# Companion App — Phase 3: OAuth Native/Public Client (PKCE + Loopback Redirect)

**Status:** accepted design + implementation (pure protocol core + pure custody; **no socket
bound, no network, no real keychain I/O**).
**Branch:** `feat/companion-app` (Muse-canonical; not a docs-only PR to `main`).
**Phase table ref:** Gate §12, Phase 3 — 🧠 Thinking. "Auth/crypto protocol correctness (PKCE,
redirect handling, keychain). Subtle deviations create real account-compromise paths."
**Depends on:** Phase 0 Decision Record (gate §13, D1–D3), Phase 1 adapter seam
([`COMPANION-APP-PHASE-1-ADAPTER-SEAM.md`](COMPANION-APP-PHASE-1-ADAPTER-SEAM.md)), Phase 2
loopback security core ([`COMPANION-APP-PHASE-2-LOOPBACK-SECURITY.md`](COMPANION-APP-PHASE-2-LOOPBACK-SECURITY.md)).
**Upstream:** [`COMPANION-APP-DESIGN-AND-AUTHORIZATION-GATE.md`](COMPANION-APP-DESIGN-AND-AUTHORIZATION-GATE.md)
§3 (OAuth model), §4.1 (per-session bearer token), §12 phase table row 3, the "DOES NOT approve"
list; [`COMPANION-APP-MODEL-ROUTING-AND-ENRICHMENT-ARCHITECTURE.md`](COMPANION-APP-MODEL-ROUTING-AND-ENRICHMENT-ARCHITECTURE.md)
§3 (client-side constraint), §5 (OAuth for the companion).

---

## Simple summary

When you sign the companion app into Knowtation, it should log you in **the same way a normal
website login works**, but safely for a program running on your own computer.
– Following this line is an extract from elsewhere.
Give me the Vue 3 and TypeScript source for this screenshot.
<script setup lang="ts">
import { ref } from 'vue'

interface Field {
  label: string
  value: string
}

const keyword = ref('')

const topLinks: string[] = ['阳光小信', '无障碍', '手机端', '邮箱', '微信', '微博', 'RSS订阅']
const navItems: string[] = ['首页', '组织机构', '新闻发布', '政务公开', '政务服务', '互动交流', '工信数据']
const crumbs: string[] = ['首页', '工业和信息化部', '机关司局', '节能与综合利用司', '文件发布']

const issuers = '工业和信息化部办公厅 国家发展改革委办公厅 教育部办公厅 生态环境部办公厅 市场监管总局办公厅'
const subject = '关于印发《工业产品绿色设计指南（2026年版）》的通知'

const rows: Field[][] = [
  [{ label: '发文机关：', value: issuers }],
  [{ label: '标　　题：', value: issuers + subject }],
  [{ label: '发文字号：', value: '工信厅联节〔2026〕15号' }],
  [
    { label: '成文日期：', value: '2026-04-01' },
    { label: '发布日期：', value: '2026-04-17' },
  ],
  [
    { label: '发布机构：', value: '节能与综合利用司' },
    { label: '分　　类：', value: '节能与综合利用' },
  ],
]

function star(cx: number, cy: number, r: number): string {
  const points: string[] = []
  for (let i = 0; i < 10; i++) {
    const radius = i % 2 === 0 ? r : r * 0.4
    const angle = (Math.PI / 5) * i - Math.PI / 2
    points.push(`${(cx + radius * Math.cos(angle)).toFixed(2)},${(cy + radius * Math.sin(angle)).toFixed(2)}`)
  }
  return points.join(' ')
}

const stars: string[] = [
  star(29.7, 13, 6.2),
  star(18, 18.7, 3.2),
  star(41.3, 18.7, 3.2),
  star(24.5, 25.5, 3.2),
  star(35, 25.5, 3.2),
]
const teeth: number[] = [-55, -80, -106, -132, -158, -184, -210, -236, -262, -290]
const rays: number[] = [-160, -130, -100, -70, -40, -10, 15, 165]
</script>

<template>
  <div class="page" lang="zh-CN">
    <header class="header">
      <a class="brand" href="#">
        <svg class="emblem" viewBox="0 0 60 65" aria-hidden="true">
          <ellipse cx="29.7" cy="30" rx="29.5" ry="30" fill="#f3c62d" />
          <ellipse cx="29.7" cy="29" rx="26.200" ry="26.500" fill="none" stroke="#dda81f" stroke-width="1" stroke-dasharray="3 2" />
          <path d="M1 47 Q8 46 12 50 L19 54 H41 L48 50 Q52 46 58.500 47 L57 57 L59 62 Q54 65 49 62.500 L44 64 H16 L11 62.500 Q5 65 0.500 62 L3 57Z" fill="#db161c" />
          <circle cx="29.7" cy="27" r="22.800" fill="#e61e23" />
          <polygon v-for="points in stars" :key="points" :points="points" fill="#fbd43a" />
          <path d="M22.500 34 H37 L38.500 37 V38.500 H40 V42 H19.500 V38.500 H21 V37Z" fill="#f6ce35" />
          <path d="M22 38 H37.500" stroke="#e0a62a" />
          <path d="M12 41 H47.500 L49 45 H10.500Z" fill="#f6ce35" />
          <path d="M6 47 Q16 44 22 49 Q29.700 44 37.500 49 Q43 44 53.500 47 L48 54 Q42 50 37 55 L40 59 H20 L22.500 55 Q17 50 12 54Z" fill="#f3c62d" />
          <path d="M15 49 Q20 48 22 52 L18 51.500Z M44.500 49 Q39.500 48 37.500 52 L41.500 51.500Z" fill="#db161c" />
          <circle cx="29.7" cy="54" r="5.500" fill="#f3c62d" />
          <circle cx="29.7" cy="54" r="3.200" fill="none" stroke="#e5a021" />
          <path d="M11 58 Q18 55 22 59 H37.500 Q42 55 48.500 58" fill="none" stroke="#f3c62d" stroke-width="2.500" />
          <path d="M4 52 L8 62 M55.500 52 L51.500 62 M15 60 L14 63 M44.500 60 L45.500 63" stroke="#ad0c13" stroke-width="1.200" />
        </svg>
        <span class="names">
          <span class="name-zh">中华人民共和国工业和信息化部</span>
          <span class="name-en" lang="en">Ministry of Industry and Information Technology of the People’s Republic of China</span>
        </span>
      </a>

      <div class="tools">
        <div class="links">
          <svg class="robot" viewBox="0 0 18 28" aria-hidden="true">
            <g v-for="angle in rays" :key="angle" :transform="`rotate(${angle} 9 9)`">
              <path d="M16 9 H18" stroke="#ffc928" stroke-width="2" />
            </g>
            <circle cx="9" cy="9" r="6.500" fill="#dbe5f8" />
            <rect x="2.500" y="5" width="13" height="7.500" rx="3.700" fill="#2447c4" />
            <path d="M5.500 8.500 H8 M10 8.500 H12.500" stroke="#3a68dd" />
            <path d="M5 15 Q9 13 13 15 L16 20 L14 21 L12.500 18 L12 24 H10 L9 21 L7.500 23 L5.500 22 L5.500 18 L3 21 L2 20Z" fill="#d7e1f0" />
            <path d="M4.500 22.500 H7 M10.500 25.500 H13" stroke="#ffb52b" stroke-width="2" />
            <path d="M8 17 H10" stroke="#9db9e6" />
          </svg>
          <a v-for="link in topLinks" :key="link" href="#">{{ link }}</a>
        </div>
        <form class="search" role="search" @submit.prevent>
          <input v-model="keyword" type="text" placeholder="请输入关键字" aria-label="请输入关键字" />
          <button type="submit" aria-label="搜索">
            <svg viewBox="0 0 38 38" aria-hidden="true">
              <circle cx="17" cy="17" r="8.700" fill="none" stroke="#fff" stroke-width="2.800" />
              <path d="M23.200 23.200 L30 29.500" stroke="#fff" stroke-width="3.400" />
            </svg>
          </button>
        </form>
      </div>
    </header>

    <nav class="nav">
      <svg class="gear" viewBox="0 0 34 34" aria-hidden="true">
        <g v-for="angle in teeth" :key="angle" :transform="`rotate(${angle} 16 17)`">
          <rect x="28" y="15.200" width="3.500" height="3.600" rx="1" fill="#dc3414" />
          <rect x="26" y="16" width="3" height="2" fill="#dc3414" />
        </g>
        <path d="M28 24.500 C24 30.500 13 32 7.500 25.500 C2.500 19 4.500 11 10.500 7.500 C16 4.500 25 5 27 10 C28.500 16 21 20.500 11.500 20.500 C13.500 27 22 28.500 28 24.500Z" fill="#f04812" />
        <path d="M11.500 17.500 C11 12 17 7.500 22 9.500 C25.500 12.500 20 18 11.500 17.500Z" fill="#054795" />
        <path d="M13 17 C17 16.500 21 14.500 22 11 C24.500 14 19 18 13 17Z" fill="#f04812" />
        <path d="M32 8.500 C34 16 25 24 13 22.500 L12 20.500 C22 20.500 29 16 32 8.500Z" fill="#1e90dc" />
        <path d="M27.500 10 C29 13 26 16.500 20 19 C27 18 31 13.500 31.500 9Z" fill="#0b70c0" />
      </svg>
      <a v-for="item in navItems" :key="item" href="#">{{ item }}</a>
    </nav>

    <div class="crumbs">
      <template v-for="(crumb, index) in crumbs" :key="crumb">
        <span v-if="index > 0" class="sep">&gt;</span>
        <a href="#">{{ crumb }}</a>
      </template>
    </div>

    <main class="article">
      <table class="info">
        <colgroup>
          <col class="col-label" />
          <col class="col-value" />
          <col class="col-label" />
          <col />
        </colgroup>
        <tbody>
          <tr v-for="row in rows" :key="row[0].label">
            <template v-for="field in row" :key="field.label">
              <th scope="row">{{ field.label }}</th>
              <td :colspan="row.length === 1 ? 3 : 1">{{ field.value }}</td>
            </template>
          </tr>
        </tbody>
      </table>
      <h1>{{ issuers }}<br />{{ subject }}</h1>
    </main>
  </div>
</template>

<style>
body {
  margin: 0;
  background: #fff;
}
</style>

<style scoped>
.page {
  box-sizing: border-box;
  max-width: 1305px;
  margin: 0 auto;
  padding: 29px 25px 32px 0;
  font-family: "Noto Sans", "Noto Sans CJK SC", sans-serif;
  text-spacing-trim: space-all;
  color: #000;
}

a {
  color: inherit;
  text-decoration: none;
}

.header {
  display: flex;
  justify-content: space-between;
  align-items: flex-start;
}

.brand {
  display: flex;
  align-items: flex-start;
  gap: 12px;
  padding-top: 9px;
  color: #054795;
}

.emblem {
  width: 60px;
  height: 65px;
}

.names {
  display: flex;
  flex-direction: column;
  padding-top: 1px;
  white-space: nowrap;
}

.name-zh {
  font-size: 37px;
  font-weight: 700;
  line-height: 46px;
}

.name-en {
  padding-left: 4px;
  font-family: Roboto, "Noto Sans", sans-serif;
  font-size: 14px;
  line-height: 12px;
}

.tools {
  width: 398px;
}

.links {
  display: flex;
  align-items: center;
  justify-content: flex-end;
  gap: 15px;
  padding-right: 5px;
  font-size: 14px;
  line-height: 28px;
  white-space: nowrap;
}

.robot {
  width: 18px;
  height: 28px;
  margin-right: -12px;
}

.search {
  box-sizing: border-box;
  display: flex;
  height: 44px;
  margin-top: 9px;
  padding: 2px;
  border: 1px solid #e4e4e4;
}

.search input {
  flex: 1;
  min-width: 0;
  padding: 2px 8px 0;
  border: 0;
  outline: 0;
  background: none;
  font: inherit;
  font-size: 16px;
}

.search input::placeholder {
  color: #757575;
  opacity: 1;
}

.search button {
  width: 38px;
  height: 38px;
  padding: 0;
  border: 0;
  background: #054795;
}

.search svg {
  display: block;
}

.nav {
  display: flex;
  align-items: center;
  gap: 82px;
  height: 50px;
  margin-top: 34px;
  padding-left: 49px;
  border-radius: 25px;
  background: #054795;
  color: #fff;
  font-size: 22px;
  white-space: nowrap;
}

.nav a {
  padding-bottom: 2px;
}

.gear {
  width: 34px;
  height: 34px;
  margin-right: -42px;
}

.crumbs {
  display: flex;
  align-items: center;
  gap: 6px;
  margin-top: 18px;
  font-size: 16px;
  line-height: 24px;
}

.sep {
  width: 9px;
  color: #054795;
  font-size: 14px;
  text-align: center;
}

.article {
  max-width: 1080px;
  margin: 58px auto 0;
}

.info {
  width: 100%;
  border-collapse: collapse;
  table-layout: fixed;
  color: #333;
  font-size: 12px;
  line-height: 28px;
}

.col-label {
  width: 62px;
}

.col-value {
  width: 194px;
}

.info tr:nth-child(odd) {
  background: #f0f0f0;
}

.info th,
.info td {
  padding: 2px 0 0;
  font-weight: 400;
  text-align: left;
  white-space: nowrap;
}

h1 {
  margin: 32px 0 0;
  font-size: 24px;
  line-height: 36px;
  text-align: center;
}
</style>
The safe pattern for
"native" apps (desktop/mobile) is well established and written down in internet standards:

- It opens your **real web browser** (never a fake in-app browser), so you can see the genuine
  Knowtation/Google/GitHub login page and your password manager works.
- It uses a trick called **PKCE** so that even if another program on your machine grabs the
  one-time login "code" as it comes back, that code is **useless** without a secret the companion
  kept to itself.
- It carries **no password and no app secret baked into the download** — there is nothing to steal
  by cracking open the installed app.
- It puts the resulting login token in the **operating system's secure keychain**, not a plain file
  and never in a log.

This phase builds and exhaustively tests the **rules of that handshake as pure math** — generate
the secret, build the login link, check the reply hasn't been tampered with, build the token
request, check the token reply, and decide when to refresh. It deliberately does **not** yet open
any network port, talk to the internet, open the browser, or touch the real keychain. Those
physical actions are the single most dangerous step and are bundled into a later, separately
approved step (Phase 5), exactly as Phase 2 did with its socket.

## Technical summary

Phase 3 delivers two pure modules and their 7-tier suites:

- **`lib/companion-oauth-pkce.mjs`** — the Authorization-Code-with-PKCE protocol core for a
  **native/public client** (RFC 7636, RFC 8252), **S256-only**, with RFC 9207 `iss` support:
  `createPkcePair`, `computeCodeChallenge`, `createOAuthState`, `createNonce`,
  `buildAuthorizationUrl`, `validateRedirectUri`, `validateAuthorizationResponse`,
  `buildTokenRequest`, `buildRefreshRequest`, `validateTokenResponse`, `decideTokenRefresh`,
  plus the `constantTimeEqual` primitive. No socket, no `fetch`, no env, no clock, no logging.
- **`lib/companion-token-custody.mjs`** — pure custody logic over an **injected** keychain adapter
  (`{ get, set, delete }`): `buildSessionMeta`, `createTokenCustody(...)` →
  `storeSession`/`loadSession`/`clearSession`/`updateAccessToken`/`decide` plus the Phase 2
  per-session loopback-token lifecycle (`storeLoopbackToken`/`getLoopbackToken`/
  `rotateLoopbackToken`/`clearLoopbackToken`). It performs **no real keychain I/O** — Phase 5
  supplies the OS-backed adapter (Keychain / DPAPI / libsecret); tests inject an in-memory fake.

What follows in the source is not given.